It is kind of hard to get to the country. We came from Fiji, but most of the tourists arrive from Australia (which, trust me, is a lot closer than we are here in North Carolina). Most people arrive in the capital of Port Vila, and we were no different.
Vanautu was recently described as a “Hawaii without the hotels” and I can vouch for that. It’s rural, in many places unspoiled, and is filled with some of the friendliest people you could ever meet.
I also love the language, a pidgin called Bislama. “Me no tok tok Bislama quicktime, tok tok slowtime?” is a valid sentence that I used a lot while there.

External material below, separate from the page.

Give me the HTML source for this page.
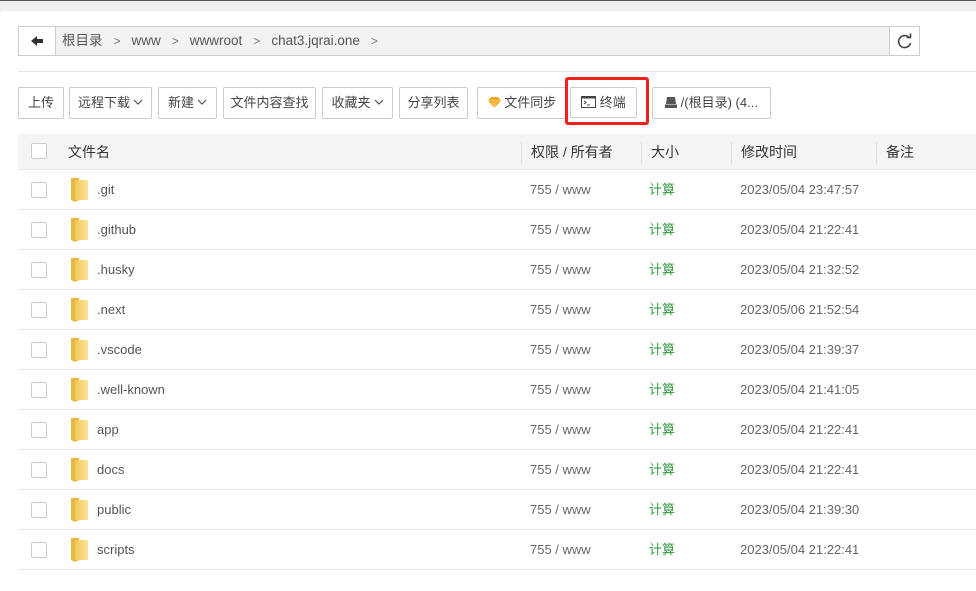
<!DOCTYPE html>
<html><head><meta charset="utf-8"><style>
*{box-sizing:border-box;margin:0;padding:0}
body{width:976px;height:579px;overflow:hidden;background:#f0f0f0;font-family:"Liberation Sans","Noto Sans CJK SC",sans-serif;font-size:13px;color:#555;position:relative;line-height:16px}
.top{position:absolute;left:0;top:0;width:976px;height:1px;background:#555}
.panel{position:absolute;left:0;top:11px;width:976px;height:580px;background:#fff;border-radius:4px 0 0 0}
.abs{position:absolute}
.bc{left:18px;top:26px;width:902px;height:30px;border:1px solid #ccc;background:#f2f2f2}
.back{left:18px;top:26px;width:38px;height:30px;border:1px solid #ccc;background:#fff}
.refresh{left:889px;top:26px;width:31px;height:30px;border:1px solid #ccc;background:#fff}
.crumbs{left:62px;top:33px;font-size:13.5px;line-height:16px;color:#555;white-space:nowrap}
.crumbs span.s{margin:0 11px;color:#777;font-size:12px}
.hr{left:18px;top:71px;width:958px;height:1px;background:#e6e6e6}
.btn{top:87px;height:32px;border:1px solid #ccc;background:#fff;line-height:30px;text-align:center;font-size:13px;color:#444;white-space:nowrap;border-radius:2px}
.chev{display:inline-block;width:10px;height:6px;margin-left:3px;vertical-align:2px}
.red{left:565px;top:77px;width:84px;height:48px;border:3px solid #f0201a;border-radius:3px}
.thead{left:18px;top:134px;width:958px;height:36px;background:#f4f4f4;border-bottom:1px solid #e6e6e6}
.th{top:144px;font-size:14px;color:#333;line-height:16px}
.vl{top:142px;width:1px;height:22px;background:#ddd}
.cb{width:16px;height:16px;border:1px solid #ccc;background:#fff;border-radius:2px}
.row{left:18px;width:958px;height:40px;border-bottom:1px solid #e6e6e6}
.fic{position:absolute;left:71px}
.r{position:absolute;font-size:13px;line-height:16px;color:#666}
.name{color:#555}
.g{color:#2e9a3e}
</style></head><body>
<div class="top"></div>
<div class="panel"></div>
<div class="abs bc"></div>
<div class="abs back"><svg width="36" height="28" viewBox="0 0 36 28"><path d="M12 14 L18 9 V12 H24 V16 H18 V19 Z" fill="#333"/></svg></div>
<div class="abs refresh"><svg width="29" height="28" viewBox="0 0 29 28"><path d="M19.5 11 A6 6 0 1 0 20.5 16" fill="none" stroke="#444" stroke-width="1.6"/><path d="M16.5 10.5 L20.5 10.5 L20.5 6.5" fill="none" stroke="#444" stroke-width="1.6"/></svg></div>
<div class="abs crumbs">根目录<span class="s">&gt;</span>www<span class="s">&gt;</span>wwwroot<span class="s">&gt;</span>chat3.jqrai.one<span class="s">&gt;</span></div>
<div class="abs hr"></div>

<div class="abs btn" style="left:18px;width:46px">上传</div>
<div class="abs btn" style="left:69px;width:83px">远程下载<svg class="chev" viewBox="0 0 10 6"><path d="M1 1 L5 5 L9 1" fill="none" stroke="#555" stroke-width="1.2"/></svg></div>
<div class="abs btn" style="left:158px;width:59px">新建<svg class="chev" viewBox="0 0 10 6"><path d="M1 1 L5 5 L9 1" fill="none" stroke="#555" stroke-width="1.2"/></svg></div>
<div class="abs btn" style="left:223px;width:93px">文件内容查找</div>
<div class="abs btn" style="left:322px;width:71px">收藏夹<svg class="chev" viewBox="0 0 10 6"><path d="M1 1 L5 5 L9 1" fill="none" stroke="#555" stroke-width="1.2"/></svg></div>
<div class="abs btn" style="left:399px;width:69px">分享列表</div>
<div class="abs btn" style="left:477px;width:90px"><svg width="13" height="11" viewBox="0 0 13 11" style="vertical-align:-1px"><path d="M3 0 H10 L13 3.5 L6.5 11 L0 3.5 Z" fill="#f5a623"/><path d="M0 3.5 H13 M4.5 3.5 L6.5 11 L8.5 3.5" stroke="#ffd27a" stroke-width="0.8" fill="none"/></svg> 文件同步</div>
<div class="abs btn" style="left:570px;width:67px;height:31px;line-height:29px"><svg width="15" height="12" viewBox="0 0 15 12" style="vertical-align:-1px"><rect x="0.5" y="0.5" width="14" height="11" fill="none" stroke="#444"/><rect x="0.5" y="0.5" width="14" height="2" fill="#444"/><path d="M3 5 L5 6.5 L3 8 M6 9 H9" stroke="#444" fill="none"/></svg> 终端</div>
<div class="abs red"></div>
<div class="abs btn" style="left:652px;width:119px"><svg width="12" height="11" viewBox="0 0 12 11" style="vertical-align:-1px"><path d="M2 0 H10 L11 7 H1 Z" fill="#555"/><rect x="0" y="7.5" width="12" height="3.5" fill="#555"/></svg> /(根目录) (4...</div>

<div class="abs thead"></div>
<div class="abs cb" style="left:31px;top:143px"></div>
<div class="abs th" style="left:68px">文件名</div>
<div class="abs vl" style="left:521px"></div><div class="abs th" style="left:531px">权限 / 所有者</div>
<div class="abs vl" style="left:641px"></div><div class="abs th" style="left:651px">大小</div>
<div class="abs vl" style="left:731px"></div><div class="abs th" style="left:741px">修改时间</div>
<div class="abs vl" style="left:876px"></div><div class="abs th" style="left:886px">备注</div>

<div class="abs row" style="top:170px"></div>
<div class="abs row" style="top:210px"></div>
<div class="abs row" style="top:250px"></div>
<div class="abs row" style="top:290px"></div>
<div class="abs row" style="top:330px"></div>
<div class="abs row" style="top:370px"></div>
<div class="abs row" style="top:410px"></div>
<div class="abs row" style="top:450px"></div>
<div class="abs row" style="top:490px"></div>
<div class="abs row" style="top:530px"></div>

<svg class="abs" style="left:0;top:0" width="1" height="1">
<defs><linearGradient id="f" x1="0" x2="1"><stop offset="0" stop-color="#f3c75a"/><stop offset="1" stop-color="#fbe39a"/></linearGradient>
<g id="fi"><path d="M0 0 H8 L8 22 L4 24 L0 22 Z" fill="#e9b840"/><path d="M4 2 H17 V22 H4 Z" fill="url(#f)"/></g></defs>
</svg>

<div class="abs cb" style="left:31px;top:182px"></div><svg class="fic" style="top:178px" width="18" height="25"><use href="#fi"/></svg><div class="r name" style="left:97px;top:182px">.git</div><div class="r" style="left:530px;top:182px">755 / www</div><div class="r g" style="left:649px;top:182px">计算</div><div class="r" style="left:740px;top:182px">2023/05/04 23:47:57</div>
<div class="abs cb" style="left:31px;top:222px"></div><svg class="fic" style="top:218px" width="18" height="25"><use href="#fi"/></svg><div class="r name" style="left:97px;top:222px">.github</div><div class="r" style="left:530px;top:222px">755 / www</div><div class="r g" style="left:649px;top:222px">计算</div><div class="r" style="left:740px;top:222px">2023/05/04 21:22:41</div>
<div class="abs cb" style="left:31px;top:262px"></div><svg class="fic" style="top:258px" width="18" height="25"><use href="#fi"/></svg><div class="r name" style="left:97px;top:262px">.husky</div><div class="r" style="left:530px;top:262px">755 / www</div><div class="r g" style="left:649px;top:262px">计算</div><div class="r" style="left:740px;top:262px">2023/05/04 21:32:52</div>
<div class="abs cb" style="left:31px;top:302px"></div><svg class="fic" style="top:298px" width="18" height="25"><use href="#fi"/></svg><div class="r name" style="left:97px;top:302px">.next</div><div class="r" style="left:530px;top:302px">755 / www</div><div class="r g" style="left:649px;top:302px">计算</div><div class="r" style="left:740px;top:302px">2023/05/06 21:52:54</div>
<div class="abs cb" style="left:31px;top:342px"></div><svg class="fic" style="top:338px" width="18" height="25"><use href="#fi"/></svg><div class="r name" style="left:97px;top:342px">.vscode</div><div class="r" style="left:530px;top:342px">755 / www</div><div class="r g" style="left:649px;top:342px">计算</div><div class="r" style="left:740px;top:342px">2023/05/04 21:39:37</div>
<div class="abs cb" style="left:31px;top:382px"></div><svg class="fic" style="top:378px" width="18" height="25"><use href="#fi"/></svg><div class="r name" style="left:97px;top:382px">.well-known</div><div class="r" style="left:530px;top:382px">755 / www</div><div class="r g" style="left:649px;top:382px">计算</div><div class="r" style="left:740px;top:382px">2023/05/04 21:41:05</div>
<div class="abs cb" style="left:31px;top:422px"></div><svg class="fic" style="top:418px" width="18" height="25"><use href="#fi"/></svg><div class="r name" style="left:97px;top:422px">app</div><div class="r" style="left:530px;top:422px">755 / www</div><div class="r g" style="left:649px;top:422px">计算</div><div class="r" style="left:740px;top:422px">2023/05/04 21:22:41</div>
<div class="abs cb" style="left:31px;top:462px"></div><svg class="fic" style="top:458px" width="18" height="25"><use href="#fi"/></svg><div class="r name" style="left:97px;top:462px">docs</div><div class="r" style="left:530px;top:462px">755 / www</div><div class="r g" style="left:649px;top:462px">计算</div><div class="r" style="left:740px;top:462px">2023/05/04 21:22:41</div>
<div class="abs cb" style="left:31px;top:502px"></div><svg class="fic" style="top:498px" width="18" height="25"><use href="#fi"/></svg><div class="r name" style="left:97px;top:502px">public</div><div class="r" style="left:530px;top:502px">755 / www</div><div class="r g" style="left:649px;top:502px">计算</div><div class="r" style="left:740px;top:502px">2023/05/04 21:39:30</div>
<div class="abs cb" style="left:31px;top:542px"></div><svg class="fic" style="top:538px" width="18" height="25"><use href="#fi"/></svg><div class="r name" style="left:97px;top:542px">scripts</div><div class="r" style="left:530px;top:542px">755 / www</div><div class="r g" style="left:649px;top:542px">计算</div><div class="r" style="left:740px;top:542px">2023/05/04 21:22:41</div>
</body></html>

While we flew into Port Vila, we spent most of our time on the large northern island of Espiritu Santo. The trip there was interesting. We got into a small plane with about ten other people. There was no metal detector and no safety lecture, and we stayed under 10,000 feet the whole time. The only thing that seemed to be important to the airport staff was that we had paid our US$2 travel tax.
Andrea went for the amazing scuba diving (the wreck of the SS President Coolidge is a popular dive site that she loved) while I snorkeled and read. I also believe I was the first person to ever wear an MC Frontalot shirt in country, and probably the region.
The beaches, such as Champagne Beach, reminded me a lot of places in Hawaii like Bali Hai, but without the crowds.
We stayed at a place called Moyyan House and I wrote to them to see how they weathered the storm. While Espiritu Santo was outside of the main path of the storm (and their website says that everything is okay there), the communication infrastructure for the whole country is having issues, so I have not heard back.
We did spend a little more time in Port Vila on the way home. I liked watching people play pétanque:
and we also had dinner with the newly elected Prime Minister.
Well, when I say “had dinner” I mean that we were in the same restaurant as a large party that was seated outside on a big deck, and when I asked who they were I was told that it was the Prime Minister and his guests, but, hey, he was eating and we were eating, so there.
Vanuatu still has a large part of the population that lives like they did hundreds of years ago. You may have seen the tradition of “land diving” that is done as a coming of age ritual on the island of Pentecost. With the distance between the islands and the numerous languages and dialects, it is no wonder that Bislama became the official language. Cannibalism has been outlawed (motto: “We haven’t eaten anyone since 1969“) and they make a seriously strong kava. They also have mutant, huge, poisonous centipedes but other than that most of the flora and fauna are well behaved (although, I am told, sharks can be a problem).
While I doubt any of my three readers are in Vanuatu, my thoughts are with the people there. If you ever get a chance to go, you should take it.